**Exercise directions**
All of the listing below must be repeated word for word. Pictures are the only thing to omit.

**Given information**
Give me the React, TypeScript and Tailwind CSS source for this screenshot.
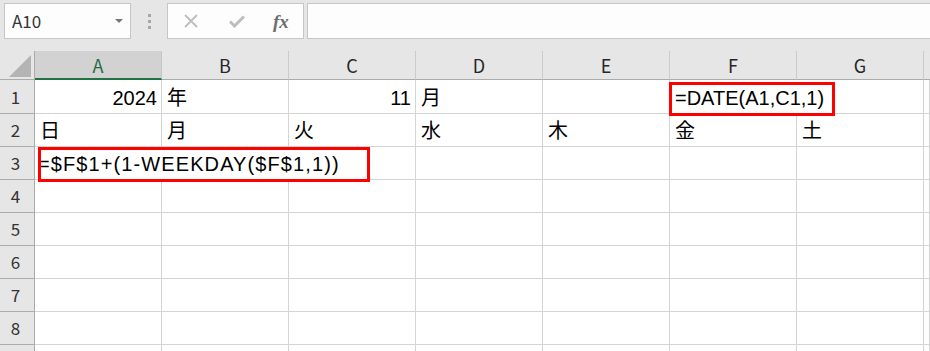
import React from 'react';

const cols = ['A', 'B', 'C', 'D', 'E', 'F', 'G'];
const days = ['日', '月', '火', '水', '木', '金', '土'];

const cellFont = { fontFamily: '"Liberation Sans", "Noto Sans CJK JP", sans-serif' };
const headFont = { fontFamily: '"Noto Sans CJK JP", "Noto Sans", sans-serif' };

function Cell({ children, right, span }: { children?: React.ReactNode; right?: boolean; span?: string }) {
  return (
    <div
      className={`flex items-end overflow-visible whitespace-nowrap border-r border-b border-[#d4d4d4] bg-white pb-[5px] text-[20px] leading-[20px] text-black ${
        right ? 'justify-end pr-[4px]' : 'pl-[5px]'
      } ${span ?? ''}`}
      style={cellFont}
    >
      {children}
    </div>
  );
}

function RowHead({ n }: { n?: number }) {
  return (
    <div
      className="flex items-center justify-center border-r border-b border-[#ababab] bg-[#e6e6e6] pr-[3px] text-[17px] text-[#333]"
      style={headFont}
    >
      {n}
    </div>
  );
}

function Toolbar() {
  return (
    <div className="flex h-[51px] items-start bg-[#e6e6e6] pt-[3px]">
      <div className="ml-[4px] flex h-[36px] w-[127px] items-center justify-between border border-[#c6c6c6] bg-[#fdfdfd] pl-[7px] pr-[7px]">
        <span className="text-[17px] text-[#333]" style={headFont}>A10</span>
        <svg width="8" height="5" viewBox="0 0 8 5"><path d="M0 0h8L4 4z" fill="#777" /></svg>
      </div>
      <div className="ml-[17px] mt-[11px] flex flex-col gap-[3px]">
        <span className="h-[3px] w-[3px] bg-[#a6a6a6]" />
        <span className="h-[3px] w-[3px] bg-[#a6a6a6]" />
        <span className="h-[3px] w-[3px] bg-[#a6a6a6]" />
      </div>
      <div className="ml-[16px] flex h-[36px] w-[137px] items-center border border-[#c6c6c6] bg-[#fdfdfd]">
        <svg className="ml-[16px]" width="14" height="14" viewBox="0 0 14 14">
          <path d="M1 1L13 13M13 1L1 13" stroke="#bdbdbd" strokeWidth="1.8" />
        </svg>
        <svg className="ml-[31px]" width="16" height="13" viewBox="0 0 16 13">
          <path d="M1 6.5L5.5 11L15 1.5" stroke="#bdbdbd" strokeWidth="3" fill="none" />
        </svg>
        <span
          className="ml-[28px] text-[19px] font-bold italic leading-none text-[#6e6e6e]"
          style={{ fontFamily: '"Liberation Serif", serif' }}
        >
          fx
        </span>
      </div>
      <div className="ml-[3px] h-[36px] flex-1 border border-r-0 border-[#c6c6c6] bg-[#fdfdfd]" />
    </div>
  );
}

export default function App() {
  return (
    <div className="h-[351px] w-[930px] overflow-hidden bg-[#e6e6e6]">
      <Toolbar />
      <div className="relative">
        <div className="grid grid-cols-[35px_repeat(7,127px)_1fr] grid-rows-[29px_34px_repeat(8,33px)]">
          {/* header row */}
          <div className="relative border-r border-b border-[#ababab] bg-[#e6e6e6]">
            <svg className="absolute left-[9px] top-[4px]" width="23" height="23" viewBox="0 0 23 23">
              <path d="M0 22H22V0z" fill="#b4b4b4" />
            </svg>
          </div>
          {cols.map((c, i) => (
            <div
              key={c}
              className={`flex items-center justify-center border-r text-[18px] ${
                i === 0
                  ? 'border-b-2 border-r-[#c6c6c6] border-b-[#217346] bg-[#d2d2d2] pt-[2px] text-[#1e6b42]'
                  : 'border-b border-r-[#cbcbcb] border-b-[#ababab] bg-[#e6e6e6] pt-[1px] text-[#262626]'
              }`}
              style={headFont}
            >
              {c}
            </div>
          ))}
          <div className="border-b border-[#ababab] bg-[#e6e6e6]" />

          {/* row 1 */}
          <RowHead n={1} />
          <Cell right>2024</Cell>
          <Cell>年</Cell>
          <Cell right>11</Cell>
          <Cell>月</Cell>
          <Cell />
          <Cell span="col-span-2">=DATE(A1,C1,1)</Cell>
          <Cell />

          {/* row 2 */}
          <RowHead n={2} />
          {days.map((d) => (
            <Cell key={d}>{d}</Cell>
          ))}
          <Cell />

          {/* row 3 */}
          <RowHead n={3} />
          <Cell span="col-span-3 !pl-[3px] tracking-[1.1px]">=$F$1+(1-WEEKDAY($F$1,1))</Cell>
          <Cell />
          <Cell />
          <Cell />
          <Cell />
          <Cell />

          {[4, 5, 6, 7, 8, 9].map((n) => (
            <React.Fragment key={n}>
              <RowHead n={n < 9 ? n : undefined} />
              {cols.map((c) => (
                <Cell key={c} />
              ))}
              <Cell />
            </React.Fragment>
          ))}
        </div>

        {/* highlight boxes */}
        <div className="pointer-events-none absolute left-[669px] top-[31px] h-[34px] w-[166px] border-[3px] border-[#ff0000]" />
        <div className="pointer-events-none absolute left-[38px] top-[96px] h-[35px] w-[332px] border-[3px] border-[#ff0000]" />
      </div>
    </div>
  );
}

**Output of the task**
Give me the React, TypeScript and Tailwind CSS source for this screenshot.
import React from 'react';

const cols = ['A', 'B', 'C', 'D', 'E', 'F', 'G'];
const days = ['日', '月', '火', '水', '木', '金', '土'];

const cellFont = { fontFamily: '"Liberation Sans", "Noto Sans CJK JP", sans-serif' };
const headFont = { fontFamily: '"Noto Sans CJK JP", "Noto Sans", sans-serif' };

function Cell({ children, right, span }: { children?: React.ReactNode; right?: boolean; span?: string }) {
  return (
    <div
      className={`flex items-end overflow-visible whitespace-nowrap border-r border-b border-[#d4d4d4] bg-white pb-[5px] text-[20px] leading-[20px] text-black ${
        right ? 'justify-end pr-[4px]' : 'pl-[5px]'
      } ${span ?? ''}`}
      style={cellFont}
    >
      {children}
    </div>
  );
}

function RowHead({ n }: { n?: number }) {
  return (
    <div
      className="flex items-center justify-center border-r border-b border-[#ababab] bg-[#e6e6e6] pr-[3px] text-[17px] text-[#333]"
      style={headFont}
    >
      {n}
    </div>
  );
}

function Toolbar() {
  return (
    <div className="flex h-[51px] items-start bg-[#e6e6e6] pt-[3px]">
      <div className="ml-[4px] flex h-[36px] w-[127px] items-center justify-between border border-[#c6c6c6] bg-[#fdfdfd] pl-[7px] pr-[7px]">
        <span className="text-[17px] text-[#333]" style={headFont}>A10</span>
        <svg width="8" height="5" viewBox="0 0 8 5"><path d="M0 0h8L4 4z" fill="#777" /></svg>
      </div>
      <div className="ml-[17px] mt-[11px] flex flex-col gap-[3px]">
        <span className="h-[3px] w-[3px] bg-[#a6a6a6]" />
        <span className="h-[3px] w-[3px] bg-[#a6a6a6]" />
        <span className="h-[3px] w-[3px] bg-[#a6a6a6]" />
      </div>
      <div className="ml-[16px] flex h-[36px] w-[137px] items-center border border-[#c6c6c6] bg-[#fdfdfd]">
        <svg className="ml-[16px]" width="14" height="14" viewBox="0 0 14 14">
          <path d="M1 1L13 13M13 1L1 13" stroke="#bdbdbd" strokeWidth="1.8" />
        </svg>
        <svg className="ml-[31px]" width="16" height="13" viewBox="0 0 16 13">
          <path d="M1 6.5L5.5 11L15 1.5" stroke="#bdbdbd" strokeWidth="3" fill="none" />
        </svg>
        <span
          className="ml-[28px] text-[19px] font-bold italic leading-none text-[#6e6e6e]"
          style={{ fontFamily: '"Liberation Serif", serif' }}
        >
          fx
        </span>
      </div>
      <div className="ml-[3px] h-[36px] flex-1 border border-r-0 border-[#c6c6c6] bg-[#fdfdfd]" />
    </div>
  );
}

export default function App() {
  return (
    <div className="h-[351px] w-[930px] overflow-hidden bg-[#e6e6e6]">
      <Toolbar />
      <div className="relative">
        <div className="grid grid-cols-[35px_repeat(7,127px)_1fr] grid-rows-[29px_34px_repeat(8,33px)]">
          {/* header row */}
          <div className="relative border-r border-b border-[#ababab] bg-[#e6e6e6]">
            <svg className="absolute left-[9px] top-[4px]" width="23" height="23" viewBox="0 0 23 23">
              <path d="M0 22H22V0z" fill="#b4b4b4" />
            </svg>
          </div>
          {cols.map((c, i) => (
            <div
              key={c}
              className={`flex items-center justify-center border-r text-[18px] ${
                i === 0
                  ? 'border-b-2 border-r-[#c6c6c6] border-b-[#217346] bg-[#d2d2d2] pt-[2px] text-[#1e6b42]'
                  : 'border-b border-r-[#cbcbcb] border-b-[#ababab] bg-[#e6e6e6] pt-[1px] text-[#262626]'
              }`}
              style={headFont}
            >
              {c}
            </div>
          ))}
          <div className="border-b border-[#ababab] bg-[#e6e6e6]" />

          {/* row 1 */}
          <RowHead n={1} />
          <Cell right>2024</Cell>
          <Cell>年</Cell>
          <Cell right>11</Cell>
          <Cell>月</Cell>
          <Cell />
          <Cell span="col-span-2">=DATE(A1,C1,1)</Cell>
          <Cell />

          {/* row 2 */}
          <RowHead n={2} />
          {days.map((d) => (
            <Cell key={d}>{d}</Cell>
          ))}
          <Cell />

          {/* row 3 */}
          <RowHead n={3} />
          <Cell span="col-span-3 !pl-[3px] tracking-[1.1px]">=$F$1+(1-WEEKDAY($F$1,1))</Cell>
          <Cell />
          <Cell />
          <Cell />
          <Cell />
          <Cell />

          {[4, 5, 6, 7, 8, 9].map((n) => (
            <React.Fragment key={n}>
              <RowHead n={n < 9 ? n : undefined} />
              {cols.map((c) => (
                <Cell key={c} />
              ))}
              <Cell />
            </React.Fragment>
          ))}
        </div>

        {/* highlight boxes */}
        <div className="pointer-events-none absolute left-[669px] top-[31px] h-[34px] w-[166px] border-[3px] border-[#ff0000]" />
        <div className="pointer-events-none absolute left-[38px] top-[96px] h-[35px] w-[332px] border-[3px] border-[#ff0000]" />
      </div>
    </div>
  );
}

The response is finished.